For those of you who are looking for an alternative to puking up green beer, I have just the thing for you!

This week I'm continuing with my twists on the traditional corned beef and cabbage dish like the previous years while keeping with the spirit of the holiday.

For this year I wanted to do something unusual and create an interpretation of our own dish, the 219 Benedict, which is already a take on the classic by dicing the Canadian bacon and adding it to cooked, grated potatoes along with smoked gouda and scallions that we then top two with poached eggs and a creamy tomato and mushroom sauce.

The funny thing that people don't see about restaurants is the way we cooks snack on the food you enjoy, but in a different way. Take the Benedict for example: there's always an odd ball (literally) leftover that brunch chef Alejandro likes to deep fry for himself. This combination reminded me of corned beef hash, another item on our brunch menu, and the rest just fell into place.

Corned beef has nothing to do with corn; it actually refers to the kernel-sized salt that was once used to cure beef brisket. I used to make our own, but due to a shortage of refrigeration I couldn't just let forty pounds of beef cure in there for a week at a time, so we started buying it made locally by our sausage company, Cascioppo Brothers, which may not be as good as mine (hehehe), but it's pretty damn good.

After a long, slow cook in just enough water to help the meat stay moist it's left to cool overnight so that it's firm enough to dice finely. Meanwhile, I simmered peeled, whole potatoes until just done and allowed them to cool completely before grating them by hand and tossing in chopped scallions, eggs and the corned beef. I shaped them into three, three ounce eggs.

Why eggs? Why not!!

You can't have corned beef and cabbage without the cabbage, but I really don't like the time it takes to braise traditional white cabbage, let alone the stinky sulfur it can give off, so I went with a new favorite: napa cabbage sauteed in butter, onions and garlic, yellow and black mustard seeds and chopped parsley. Perfect.

I also prefer a little nice mustard to go with my CB&C, plus the dish needed some moisture in form of a sauce, so I simmered a stock with the usual suspects: parsley stems, bay leaves, onion, garlic and peppercorns to name a few, and then I added an equal part of white wine and reduced it until almost dry before adding heavy cream and seasoning it. The sauce is then strained and, once reheated to order, finished by stirring in a heaping tablespoon of Dijon mustard.


I thought long and hard about what kind of drink to offer this week. I wanted to focus on the two most commonly known Irish beverages; either Guinness or an Irish Whiskey like Jameson, (but don't think I don't know about the others, like Poitín, aka Irish moonshine).
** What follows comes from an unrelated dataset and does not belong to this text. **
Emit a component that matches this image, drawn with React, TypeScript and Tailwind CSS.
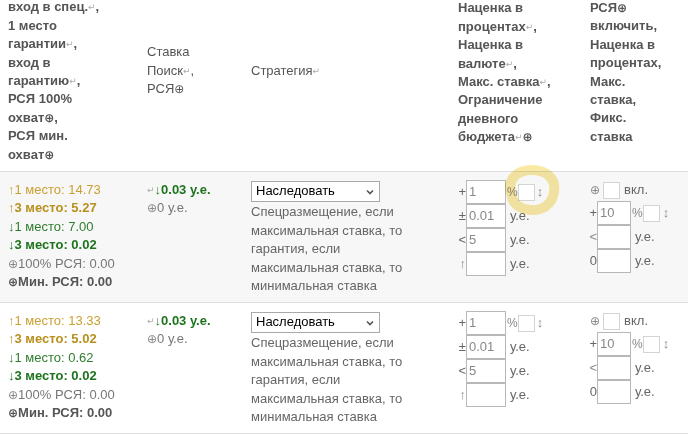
import React from 'react';

/* ── shared bits ── */
const Ret = () => <span className="text-[9px] text-[#aaa] font-normal align-[1px]">↵</span>;
const Plus = ({ dark = false }: { dark?: boolean }) => (
  <span className={`text-[12px] ${dark ? 'text-[#555]' : 'text-[#888]'}`}>⊕</span>
);

const Input = ({ value = '', w }: { value?: string; w: string }) => (
  <div className={`${w} h-6 border border-[#b8b8b8] bg-white pl-[2px] flex items-center text-[13px] text-[#888] shrink-0`}>
    {value}
  </div>
);

const Box = () => <div className="w-[17px] h-[17px] border border-[#d4d4d4] bg-white shrink-0" />;

const headerLines1 = [
  <>вход в спец.<Ret />,</>,
  <>1 место</>,
  <>гарантии<Ret />,</>,
  <>вход в</>,
  <>гарантию<Ret />,</>,
  <>РСЯ 100%</>,
  <>охват<Plus dark />,</>,
  <>РСЯ мин.</>,
  <>охват<Plus dark /></>,
];

const headerLines4 = [
  <>Наценка в</>,
  <>процентах<Ret />,</>,
  <>Наценка в</>,
  <>валюте<Ret />,</>,
  <>Макс. ставка<Ret />,</>,
  <>Ограничение</>,
  <>дневного</>,
  <>бюджета<Ret /><Plus dark /></>,
];

const headerLines5 = [
  <>РСЯ<Plus dark /></>,
  <>включить,</>,
  <>Наценка в</>,
  <>процентах,</>,
  <>Макс.</>,
  <>ставка,</>,
  <>Фикс.</>,
  <>ставка</>,
];

type Row = { p1: string; p3: string; g1: string; g3: string; bg: string };

const rows: Row[] = [
  { p1: '14.73', p3: '5.27', g1: '7.00', g3: '0.02', bg: 'bg-[#f7f7f7]' },
  { p1: '13.33', p3: '5.02', g1: '0.62', g3: '0.02', bg: 'bg-white' },
];

const DataRow = ({ r }: { r: Row }) => (
  <div className={`flex h-[131px] border-b border-[#dedede] ${r.bg} text-[13px] leading-[18.4px]`}>
    {/* prices */}
    <div className="w-[139px] pl-2 pt-[9px] shrink-0">
      <div className="text-[#c9a032]">↑1 место: {r.p1}</div>
      <div className="text-[#b8901c]"><span className="font-normal">↑</span><b>3 место: {r.p3}</b></div>
      <div className="text-[#2e7d2e]">↓1 место: {r.g1}</div>
      <div className="text-[#1d741d]"><span>↓</span><b>3 место: {r.g3}</b></div>
      <div className="text-[#777]"><Plus />100% РСЯ: 0.00</div>
      <div className="text-[#555] font-bold"><Plus dark />Мин. РСЯ: 0.00</div>
    </div>

    {/* bid */}
    <div className="w-[104px] pl-2 pt-[9px] shrink-0">
      <div className="text-[#1d741d]"><Ret /><span className="font-normal text-[#2e7d2e]">↓</span><b>0.03 у.е.</b></div>
      <div className="text-[#777]"><Plus />0 у.е.</div>
    </div>

    {/* strategy */}
    <div className="w-[204px] pl-2 pt-[9px] shrink-0">
      <div className="w-[129px] h-[21px] border border-[#a9a9a9] bg-white flex items-center justify-between pl-[4px] pr-[5px] text-black">
        <span>Наследовать</span>
        <svg width="8" height="6" viewBox="0 0 8 6">
          <path d="M1 1.5 L4 4.5 L7 1.5" fill="none" stroke="#555" strokeWidth="1.6" />
        </svg>
      </div>
      <div className="text-[#666] leading-[18.6px] pt-[1px]">
        Спецразмещение, если<br />
        максимальная ставка, то<br />
        гарантия, если<br />
        максимальная ставка, то<br />
        минимальная ставка
      </div>
    </div>

    {/* markups */}
    <div className="w-[133px] pl-2 pt-2 shrink-0 text-[#666]">
      <div className="flex items-center">
        <span className="w-[11px] text-right">+</span>
        <Input value="1" w="w-[40px]" />
        <span className="text-[#888] text-[12px] ml-[1px]">%</span>
        <Box />
        <span className="ml-[2px] text-[#888]">↕</span>
      </div>
      <div className="flex items-center">
        <span className="w-[11px] text-right">±</span>
        <Input value="0.01" w="w-[40px]" />
        <span className="ml-[4px]">у.е.</span>
      </div>
      <div className="flex items-center">
        <span className="w-[11px] text-right">&lt;</span>
        <Input value="5" w="w-[40px]" />
        <span className="ml-[4px]">у.е.</span>
      </div>
      <div className="flex items-center">
        <span className="w-[11px] text-right text-[#888]">↑</span>
        <Input w="w-[40px]" />
        <span className="ml-[4px]">у.е.</span>
      </div>
    </div>

    {/* network */}
    <div className="flex-1 pl-[10px] pt-2 text-[#666]">
      <div className="flex items-center h-[21px]">
        <Plus />
        <div className="ml-[3px]"><Box /></div>
        <span className="ml-[4px]">вкл.</span>
      </div>
      <div className="flex items-center">
        <span className="w-[7px] flex justify-end">+</span>
        <Input value="10" w="w-[34px]" />
        <span className="text-[#888] text-[12px] ml-[1px]">%</span>
        <Box />
        <span className="ml-[3px] text-[#888]">↕</span>
      </div>
      <div className="flex items-center">
        <span className="w-[7px] flex justify-end text-[#888]">&lt;</span>
        <Input w="w-[34px]" />
        <span className="ml-[4px]">у.е.</span>
      </div>
      <div className="flex items-center">
        <span className="w-[7px] flex justify-end">0</span>
        <Input w="w-[34px]" />
        <span className="ml-[4px]">у.е.</span>
      </div>
    </div>
  </div>
);

export default function App() {
  return (
    <div className="relative w-[688px] h-[434px] overflow-hidden bg-white font-['Liberation_Sans','DejaVu_Sans',sans-serif]">
      {/* ── header ── */}
      <div className="flex h-[172px] border-b border-[#dedede] text-[13px] leading-[18.4px] text-[#555]">
        <div className="w-[139px] pl-2 pb-[7px] flex flex-col justify-end font-bold shrink-0 whitespace-nowrap">
          {headerLines1.map((l, i) => <div key={i}>{l}</div>)}
        </div>
        <div className="w-[104px] pl-2 pb-[29px] flex flex-col justify-center shrink-0 whitespace-nowrap">
          <div>Ставка</div>
          <div>Поиск<Ret />,</div>
          <div>РСЯ<Plus dark /></div>
        </div>
        <div className="w-[204px] pl-2 pb-[29px] flex flex-col justify-center shrink-0">
          <div>Стратегия<Ret /></div>
        </div>
        <div className="w-[133px] pl-[11px] pb-[25px] flex flex-col justify-center font-bold shrink-0 whitespace-nowrap">
          {headerLines4.map((l, i) => <div key={i}>{l}</div>)}
        </div>
        <div className="flex-1 pl-[10px] pb-[26px] flex flex-col justify-center font-bold whitespace-nowrap">
          {headerLines5.map((l, i) => <div key={i}>{l}</div>)}
        </div>
      </div>

      {rows.map((r, i) => <DataRow key={i} r={r} />)}

      {/* hand-drawn highlight over the first checkbox */}
      <svg
        className="absolute left-[500px] top-[163px] pointer-events-none mix-blend-multiply"
        width="64"
        height="56"
        viewBox="0 0 64 56"
      >
        <path
          d="M11 31 C7 16 17 7 32 7 C47 7 56 16 54 29 C52 42 42 48 30 47 C20 46 13 41 12 34"
          fill="none"
          stroke="#f8e595"
          strokeOpacity="0.85"
          strokeWidth="10"
          strokeLinecap="round"
        />
      </svg>
    </div>
  );
}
After an experience at an Irish bar in Brooklyn, NY I realized that there are some people in this country that prefer to drink a certain spirit distilled in a certain region of a country by a certain religion, like Jameson, believed to be made in southern Ireland by Catholics, and Bushmills, which is produced in Northern Ireland and thought to be produced by Protestants (and possibly the world's oldest licenced distillery in the world) - one of stupidest forms of ignorant bigotry that I've come across... and I've seen a lot!!

Bigotry aside, I personally prefer Jameson whiskey for taste alone, so after researching cocktails containing Irish whiskey I came up with an ingenious name for a drink that also helped form it's foundation.

The Irish Redhead!!

I filled a pint glass of ice 3/4 full with Jameson's (hey, some stereotypes are for a reason; we do love our booze, after all..) and added honey, fresh lemon juice and egg white powder that I shook vigorously and finished with club soda. To help balance the drink and solidify its moniker I topped it with several dashes of Peychaud's bitters that were stirred into the foam created by the egg white powder, giving it a red-hued float!


Chicago can keep the green dye for their river; I prefer red!!